Music was not blasting from the tapedeck of my Sony stereo for once, instead some modern Bluetooth device chugged out songs from the now defunct Bomb The Music Industry who are my band of the year so far.


Nice early start anyway, and a few minutes before 7pm, we were (well, I was) ready to sit down for the film. It had been a horrible day at work (well, 'Working From Home'), and the promise of this moment was what had motivated me to power through the afternoon!


The onward trend of the dice roll taking me further down the list of Westerns continued. This is frustrating as I'd love to see more of the 'classics' in the top 20. Having said that, for a film at #86, The Professionals (1966) certainly delivered.



I just couldn't help but think 'forerunner to the A-Team'. After all, you had this band of four cobbled together mercenaries / fortune seekers given a task to perform.


#WWWSI hero Lee Marvin was the head honcho, in the sort of Hannibal role (well, he had white hair), Woody Strode who you may remember as being excellent in week 7's Sergeant Rutledge, playing the B.A. role (well, he was black), Burt Lancaster as Face (well, he was a ladies man). The only one who didn't match was the anonymous 4th bloke, who looked a bit like a Paul Whitehouse character but had none of Mad Murdoch's madness. He just liked horses a bit too much.





Anyway, this up-his-own-arse rich rancher asks them to track down his wife, who has supposedly been kidnapped by, you guessed it, the token evil Mexican. And he wants the A-Team (sorry, Professionals) to get her back.


Mario Lopez? Wasn't he A C Slater in Saved by the Bell?

You would though wouldn't you? (save her from the evil Mexican I mean)

Anyway, Burt L and Lee M were like "hmmm, we know the Mexican and he's actually quite a canny gadgie" and as they finally caught up with them and got ready to set the village alight, it transpires that good ole' Claudia had gone off with him voluntarily cos they were old high school sweethearts or something. Awks for the ranch owner. Blow to his ego too. Can't remember the exact ending.


Point off for having zero pub scenes, closest we got was when they paid a visit to a local goat farmer in his micropub ......


Goat & Munch, Chester

We did get a bit of train action at least if you are that way inclined, at one point they did the Settle to Carlisle line over an early version of the Ribblehead viaduct, but with none of the histrionics.

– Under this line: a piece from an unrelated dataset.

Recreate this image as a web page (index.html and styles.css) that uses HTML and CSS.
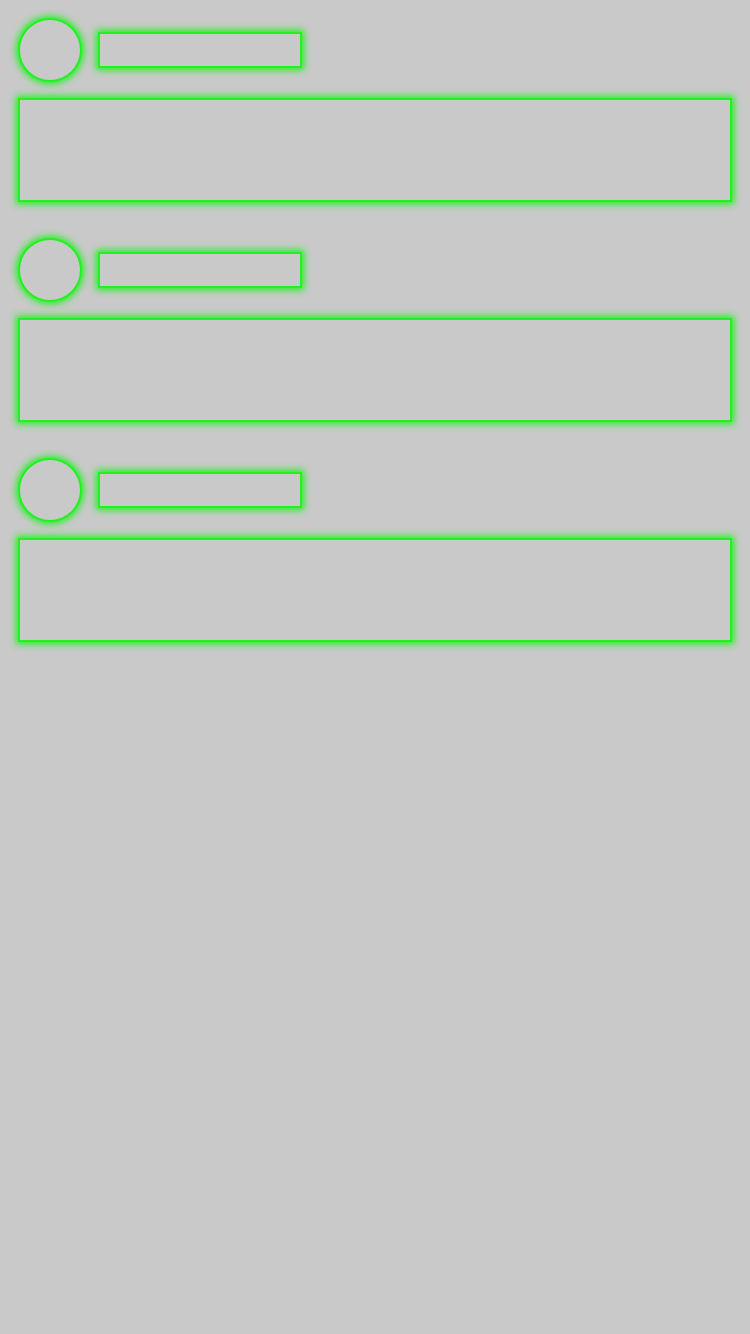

And as tough as the eating/drinking experience was, this was easily my favourite film for a good few weeks, certainly since Destry Rides Again in week 25. Good job Professionals!


ANY OTHER BUSINESS


Next weekend we have round three of the WWWSI trophy, so if you are one of the 16 left in it, how are you feeling? Nerves jangling? Confident of a place in the quarters?


No new followers again, and after five in one week, none for a fortnight so I think #WWWSI has maybe bottomed out now, and 62 is probably the peak. Not a bad thing though, we don't want the Springtime Pizza Cup to become unmanageable in the group stages!


Next week is a landmark of sorts, Week 30. Despite my opening paragraph, good chance it will be on Thursday this week as I'm off work on Friday. We'll be watching Hang 'Em High , eating THREE bags of Wotsits, plus a cheeseboard with some smoked sausage, drinking a Petit Verdot from Australia and listening to some Aussie folk-punk.


See you then, and have a tolerable week.